I want to recommend a meeting with you and your CEO so I can explain this to him.
Since this is a new and customizable methodology, I find it’s easier for me to clarify any details than asking you to explain our entire approach in detail.
Let me know how to best to accomplish that.
Might I suggest a meeting between the three of us (me, you and your CEO) so that we can discuss the approach?
Since this is a new and customizable methodology, this would be an easier way to clarify any details rather than unfairly asking you to explain the solution to your CEO in detail.
Comparing the two scripts
The scripts seem similar. Both ask for the meeting and explain why. But Script 2 is an improvement. It is less arrogant and pushy.
Here are the key improvements:
- The word ‘suggest’ works better than ‘recommend’. It is more deferential.
- ‘Explain’ sounds patronising and ‘discuss’ more neutral.
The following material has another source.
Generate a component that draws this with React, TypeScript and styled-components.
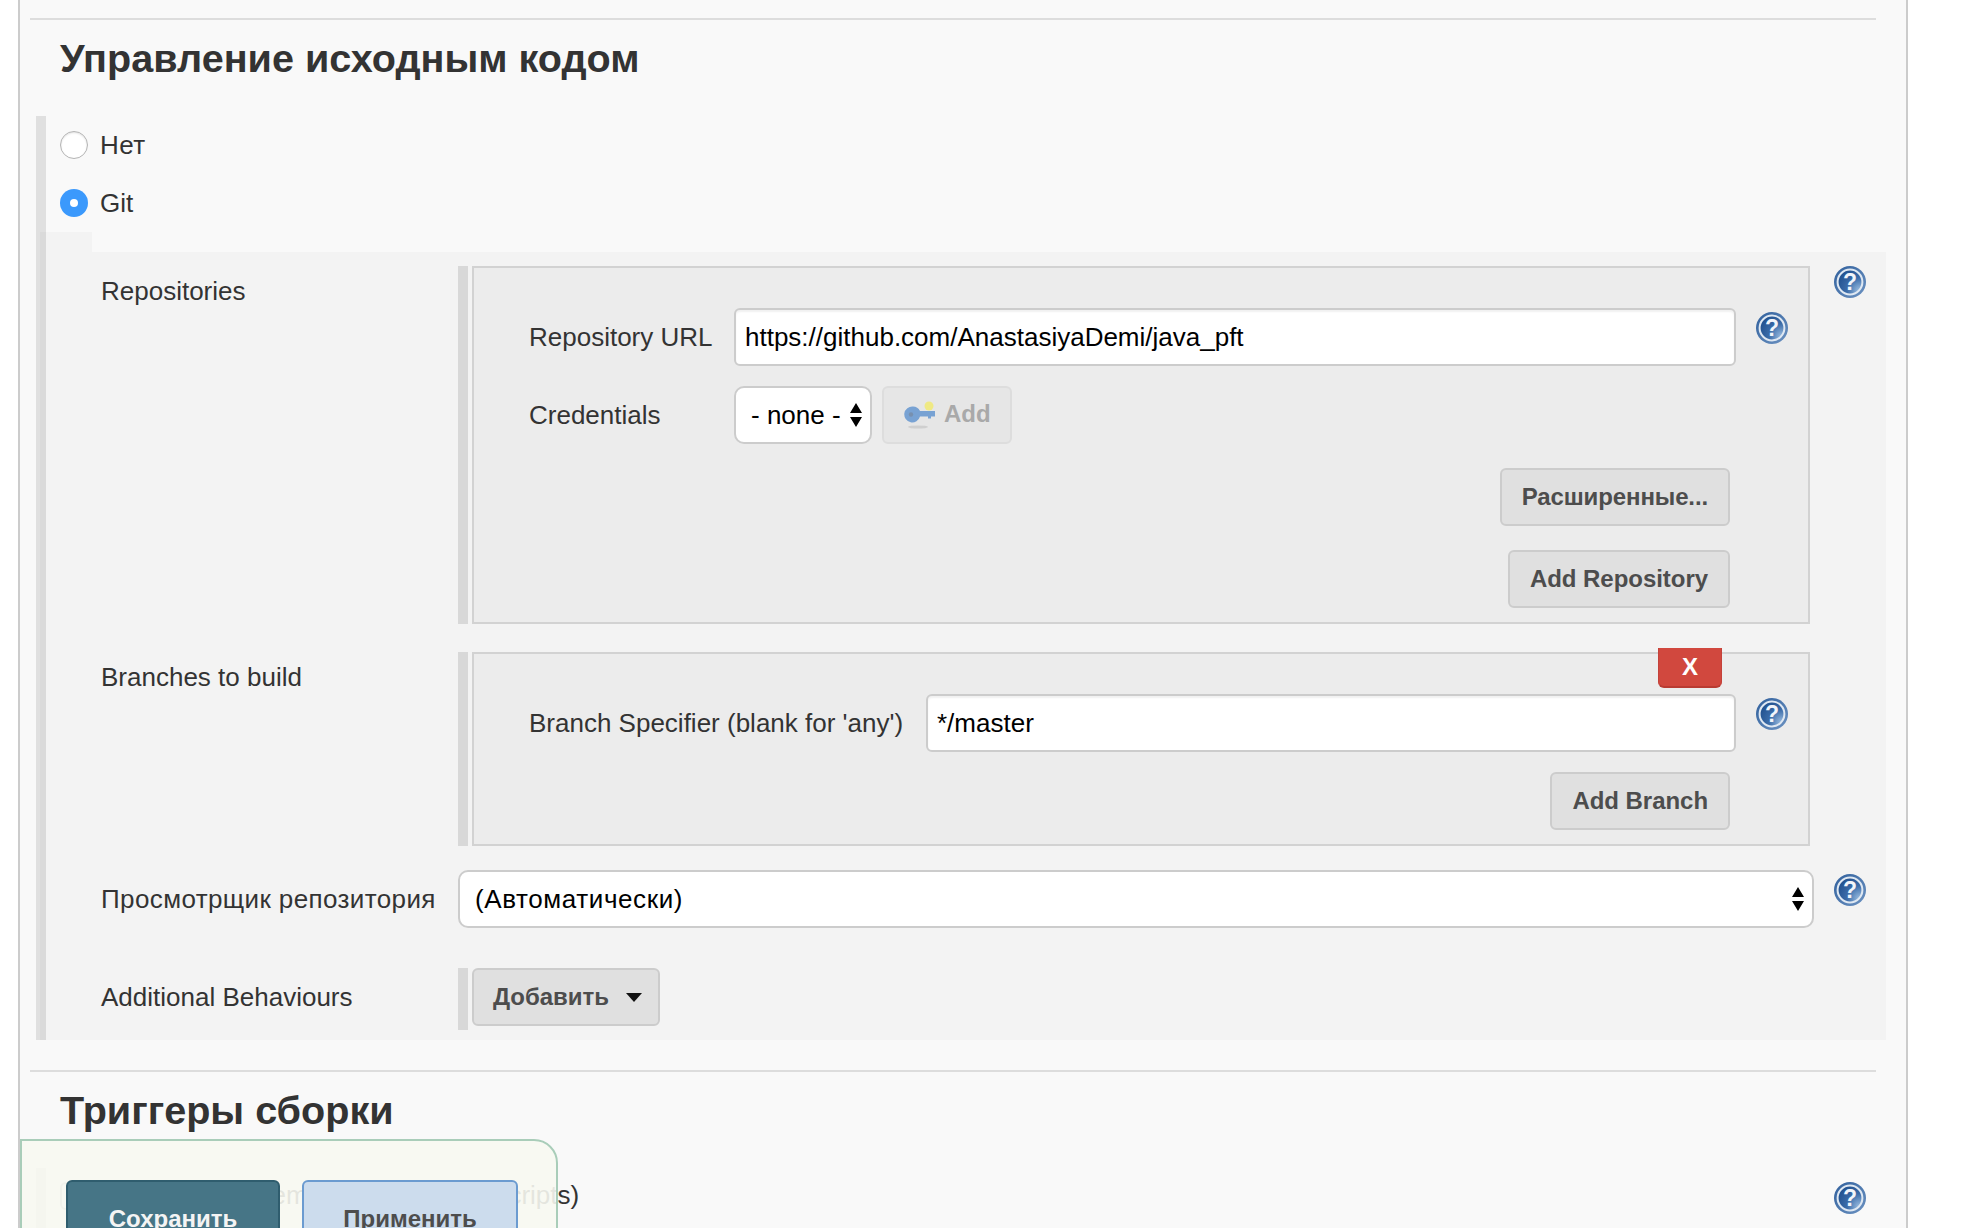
import { useId } from "react";
import styled, { createGlobalStyle } from "styled-components";

const GlobalStyle = createGlobalStyle`
  html, body {
    margin: 0;
    padding: 0;
    background: #fff;
  }
  body {
    font-family: "Liberation Sans", Arial, sans-serif;
    font-size: 26px;
    color: #333;
  }
  * {
    box-sizing: border-box;
  }
`;

const HelpIcon = () => {
  const id = useId();
  return (
    <svg width="32" height="32" viewBox="0 0 32 32">
      <defs>
        <linearGradient id={`${id}o`} x1="0" y1="0" x2="1" y2="1">
          <stop offset="0" stopColor="#2f5f9c" />
          <stop offset="1" stopColor="#6d93c2" />
        </linearGradient>
        <radialGradient id={`${id}i`} cx="0.9" cy="0.85" r="1.05">
          <stop offset="0" stopColor="#9dbfe2" />
          <stop offset="0.5" stopColor="#3b6ca9" />
          <stop offset="1" stopColor="#1f4e8c" />
        </radialGradient>
      </defs>
      <circle cx="16" cy="16" r="16" fill={`url(#${id}o)`} />
      <circle cx="16" cy="16" r="12.4" fill={`url(#${id}i)`} stroke="#dfe8f2" strokeWidth="2" />
      <text x="16" y="24" textAnchor="middle" fontFamily="Liberation Sans" fontWeight="700" fontSize="23" fill="#f2f5fa">
        ?
      </text>
    </svg>
  );
};

const KeyIcon = () => (
  <svg width="32" height="32" viewBox="0 0 32 32">
    <ellipse cx="14" cy="29" rx="10" ry="1.6" fill="#bdbdbd" opacity="0.6" />
    <circle cx="25" cy="8" r="4.5" fill="#f0ea7a" />
    <path d="M9 8.5a8 8 0 0 1 7 4.5H31v5.5h-4v2h-3v-2h-8A8 8 0 1 1 9 8.5z" fill="#6d9bd1" />
    <circle cx="7" cy="16.5" r="2.2" fill="#6c87aa" />
  </svg>
);

const UpDownArrows = () => (
  <svg width="12" height="24" viewBox="0 0 12 24">
    <path d="M6 0l6 10H0zM0 14h12L6 24z" fill="#000" />
  </svg>
);

const SectionHead = ({ title }: { title: string }) => (
  <>
    <Divider />
    <Heading>{title}</Heading>
  </>
);

export default function App() {
  return (
    <>
      <GlobalStyle />
      <Page>
        <Panel>
          <SectionHead title="Управление исходным кодом" />

          <OptionGroup>
            <RadioRow>
              <Radio />
              <Cyrillic>Нет</Cyrillic>
            </RadioRow>
            <RadioRow>
              <Radio $checked />
              Git
            </RadioRow>
            <Notch />
            <GitBody>
              <FormRow $top={14}>
                <RowLabel>Repositories</RowLabel>
                <RepeatArea>
                  <RepeatBar />
                  <RepeatBox $height={358}>
                    <BoxRow>
                      <BoxLabel $width={205}>Repository URL</BoxLabel>
                      <TextField readOnly value="https://github.com/AnastasiyaDemi/java_pft" />
                      <HelpSlot $top={4}>
                        <HelpIcon />
                      </HelpSlot>
                    </BoxRow>
                    <BoxRow $top={20}>
                      <BoxLabel $width={205}>Credentials</BoxLabel>
                      <SelectWrap $width={138}>
                        <SelectField defaultValue="none" $pad={15}>
                          <option value="none">- none -</option>
                        </SelectField>
                        <ArrowSlot $right={10}>
                          <UpDownArrows />
                        </ArrowSlot>
                      </SelectWrap>
                      <DisabledButton>
                        <KeyIcon />
                        Add
                      </DisabledButton>
                    </BoxRow>
                    <ButtonRow $top={24}>
                      <Button $narrow>Расширенные...</Button>
                    </ButtonRow>
                    <ButtonRow $top={24}>
                      <Button>Add Repository</Button>
                    </ButtonRow>
                  </RepeatBox>
                </RepeatArea>
                <HelpSlot $left={24}>
                  <HelpIcon />
                </HelpSlot>
              </FormRow>

              <FormRow $top={28}>
                <RowLabel>Branches to build</RowLabel>
                <RepeatArea>
                  <RepeatBar />
                  <RepeatBox $height={194}>
                    <DeleteButton>X</DeleteButton>
                    <BoxRow>
                      <BoxLabel $width={397}>Branch Specifier (blank for 'any')</BoxLabel>
                      <TextField readOnly value="*/master" />
                      <HelpSlot $top={4}>
                        <HelpIcon />
                      </HelpSlot>
                    </BoxRow>
                    <ButtonRow $top={20}>
                      <Button>Add Branch</Button>
                    </ButtonRow>
                  </RepeatBox>
                </RepeatArea>
              </FormRow>

              <FormRow $top={24}>
                <RowLabel $top={14}>
                  <Cyrillic>Просмотрщик репозитория</Cyrillic>
                </RowLabel>
                <SelectWrap $width={1356}>
                  <SelectField defaultValue="auto" $pad={15} $spread>
                    <option value="auto">(Автоматически)</option>
                  </SelectField>
                  <ArrowSlot $right={10}>
                    <UpDownArrows />
                  </ArrowSlot>
                </SelectWrap>
                <HelpSlot $left={20} $top={4}>
                  <HelpIcon />
                </HelpSlot>
              </FormRow>

              <FormRow $top={40}>
                <RowLabel $top={14}>Additional Behaviours</RowLabel>
                <RepeatArea>
                  <RepeatBar $height={62} />
                  <MenuButton>
                    Добавить
                    <Caret />
                  </MenuButton>
                </RepeatArea>
              </FormRow>
            </GitBody>
          </OptionGroup>

          <SectionHead title="Триггеры сборки" />

          <TriggerGroup>
            <Checkbox />
            <TriggerText>Trigger builds remotely (e.g., from scripts)</TriggerText>
            <HelpSlot $left={0} $top={2}>
              <HelpIcon />
            </HelpSlot>
          </TriggerGroup>
        </Panel>

        <BottomBar>
          <SaveButton>Сохранить</SaveButton>
          <ApplyButton>Применить</ApplyButton>
        </BottomBar>
      </Page>
    </>
  );
}

const Page = styled.div`
  position: relative;
  width: 1972px;
  height: 1228px;
  overflow: hidden;
  padding-left: 18px;
`;

const Panel = styled.div`
  width: 1890px;
  height: 1228px;
  padding-top: 18px;
  background: #f9f9f9;
  border-left: 2px solid #ccc;
  border-right: 2px solid #ccc;
`;

const Divider = styled.div`
  width: 1846px;
  height: 2px;
  margin-left: 10px;
  background: #ddd;
`;

const Heading = styled.h2`
  margin: 16px 0 0 40px;
  font-size: 39.6px;
  line-height: 44px;
  font-weight: 700;
  color: #333;
`;

const OptionGroup = styled.div`
  width: 1850px;
  margin: 36px 0 30px 16px;
  border-left: 10px solid #e0e0e0;
`;

const Cyrillic = styled.span`
  letter-spacing: 0.38px;
`;

const RadioRow = styled.div`
  display: flex;
  align-items: center;
  gap: 12px;
  height: 58px;
  padding-left: 14px;
  font-size: 26px;
  color: #333;
`;

const Radio = styled.span<{ $checked?: boolean }>`
  display: flex;
  align-items: center;
  justify-content: center;
  width: 28px;
  height: 28px;
  border-radius: 50%;
  background: ${(p) => (p.$checked ? "#3b99fc" : "#fff")};
  border: ${(p) => (p.$checked ? "none" : "1.5px solid #b4b4b4")};
  box-shadow: ${(p) => (p.$checked ? "none" : "inset 0 1px 2px rgba(0, 0, 0, 0.12)")};

  &::after {
    content: "";
    display: ${(p) => (p.$checked ? "block" : "none")};
    width: 8px;
    height: 8px;
    border-radius: 50%;
    background: #fff;
  }
`;

const Notch = styled.div`
  width: 52px;
  height: 20px;
  margin-left: -6px;
  background: rgba(0, 0, 0, 0.025);
`;

const GitBody = styled.div`
  display: flex;
  flex-direction: column;
  width: 1846px;
  height: 788px;
  margin-left: -6px;
  padding-left: 61px;
  background: rgba(0, 0, 0, 0.025);
`;

const FormRow = styled.div<{ $top: number }>`
  display: flex;
  align-items: flex-start;
  margin-top: ${(p) => p.$top}px;
`;

const RowLabel = styled.div<{ $top?: number }>`
  flex: 0 0 357px;
  padding-top: ${(p) => p.$top ?? 10}px;
  font-size: 26px;
  line-height: 30px;
  color: #333;
`;

const RepeatArea = styled.div`
  display: flex;
  gap: 4px;
`;

const RepeatBar = styled.div<{ $height?: number }>`
  flex: 0 0 10px;
  height: ${(p) => (p.$height ? `${p.$height}px` : "auto")};
  background: #d8d8d8;
`;

const RepeatBox = styled.div<{ $height: number }>`
  position: relative;
  width: 1338px;
  height: ${(p) => p.$height}px;
  padding: 40px 20px 0 55px;
  background: #ececec;
  border: 2px solid #d2d2d2;
`;

const BoxRow = styled.div<{ $top?: number }>`
  display: flex;
  align-items: flex-start;
  margin-top: ${(p) => p.$top ?? 0}px;
`;

const BoxLabel = styled.div<{ $width: number }>`
  flex: 0 0 ${(p) => p.$width}px;
  height: 58px;
  line-height: 58px;
  font-size: 26px;
  color: #333;
  white-space: nowrap;
`;

const TextField = styled.input`
  flex: 1;
  min-width: 0;
  height: 58px;
  padding: 0 9px;
  font: 26px "Liberation Sans", Arial, sans-serif;
  color: #000;
  background: #fff;
  border: 2px solid #ccc;
  border-radius: 6px;
  outline: none;
  box-shadow: inset 0 2px 2px rgba(0, 0, 0, 0.06);
`;

const HelpSlot = styled.div<{ $left?: number; $top?: number }>`
  flex: 0 0 32px;
  height: 32px;
  margin-left: ${(p) => p.$left ?? 20}px;
  margin-top: ${(p) => p.$top ?? 0}px;
`;

const SelectWrap = styled.div<{ $width: number }>`
  position: relative;
  flex: 0 0 ${(p) => p.$width}px;
  height: 58px;
`;

const SelectField = styled.select<{ $pad: number; $spread?: boolean }>`
  display: block;
  width: 100%;
  height: 100%;
  padding: 0 ${(p) => p.$pad}px;
  appearance: none;
  font: 26px "Liberation Sans", Arial, sans-serif;
  letter-spacing: ${(p) => (p.$spread ? "0.6px" : "0")};
  color: #000;
  background: #fff;
  border: 2px solid #ccc;
  border-radius: 10px;
  outline: none;
`;

const ArrowSlot = styled.div<{ $right: number }>`
  position: absolute;
  top: 17px;
  right: ${(p) => p.$right}px;
  height: 24px;
  pointer-events: none;
`;

const Button = styled.button<{ $narrow?: boolean }>`
  height: 58px;
  padding: 0 20px;
  font: 700 24px "Liberation Sans", Arial, sans-serif;
  letter-spacing: ${(p) => (p.$narrow ? "-0.12px" : "-0.04px")};
  color: #4d4d4d;
  background: #e0e0e0;
  border: 2px solid #ccc;
  border-radius: 6px;
`;

const ButtonRow = styled.div<{ $top: number }>`
  display: flex;
  justify-content: flex-end;
  margin: ${(p) => p.$top}px 58px 0 0;
`;

const DisabledButton = styled(Button)`
  display: flex;
  align-items: center;
  gap: 8px;
  width: 130px;
  margin-left: 10px;
  padding: 0 0 2px 20px;
  color: #a9a9a9;
  background: #e6e6e6;
  border-color: #ddd;

  svg {
    filter: blur(0.7px);
    opacity: 0.9;
  }
`;

const DeleteButton = styled.button`
  position: absolute;
  top: -6px;
  right: 86px;
  width: 64px;
  height: 40px;
  padding: 0;
  font: 700 24px "Liberation Sans", Arial, sans-serif;
  color: #fff;
  background: #d1483e;
  border: none;
  border-bottom: 2px solid #b93b32;
  border-left: 1px solid #c4423a;
  border-right: 1px solid #c4423a;
  border-radius: 0 0 6px 6px;
`;

const MenuButton = styled(Button)`
  display: flex;
  align-items: center;
  justify-content: space-between;
  width: 188px;
  padding: 0 16px 0 19px;
`;

const Caret = styled.span`
  width: 0;
  height: 0;
  border-left: 8px solid transparent;
  border-right: 8px solid transparent;
  border-top: 9px solid #111;
`;

const TriggerGroup = styled.div`
  display: flex;
  align-items: flex-start;
  width: 1850px;
  height: 80px;
  margin: 36px 0 0 16px;
  padding: 12px 20px 0 14px;
  border-left: 10px solid #e0e0e0;
`;

const Checkbox = styled.span`
  flex: 0 0 28px;
  height: 28px;
  margin-top: 2px;
  background: #fff;
  border: 2px solid #bbb;
  border-radius: 6px;
`;

const TriggerText = styled.div`
  flex: 1;
  margin-left: 11px;
  font-size: 26px;
  line-height: 30px;
  color: #333;
`;

const BottomBar = styled.div`
  position: absolute;
  left: 20px;
  top: 1139px;
  display: flex;
  gap: 22px;
  width: 538px;
  height: 140px;
  padding: 39px 0 0 44px;
  background: rgba(247, 248, 241, 0.9);
  border: 2px solid #a9cdb9;
  border-radius: 0 24px 0 0;
`;

const SaveButton = styled.button`
  width: 214px;
  height: 78px;
  padding: 0;
  font: 700 24px "Liberation Sans", Arial, sans-serif;
  color: #f4f4f4;
  background: #467586;
  border: 2px solid #2f5d6e;
  border-radius: 6px;
`;

const ApplyButton = styled(SaveButton)`
  width: 216px;
  color: #4d4d4d;
  background: #ccdced;
  border-color: #6b9bd0;
`;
- ‘Easier…for me’ is self-centred and not client centric. ‘Unfairly asking you…’ contains the client benefit and is respectful.
- ‘Let me know how to…’ is demanding, whereas ‘Your thoughts?’ is respectful and reinforces your belief that your contact’s views are important to you.
Now this issue becomes do you phone or email to have this exchange? What do you think?
Also, what about considering drafting the email for your contact to send to their boss. That might make their life easier and be appreciated.
Onwards and upwards!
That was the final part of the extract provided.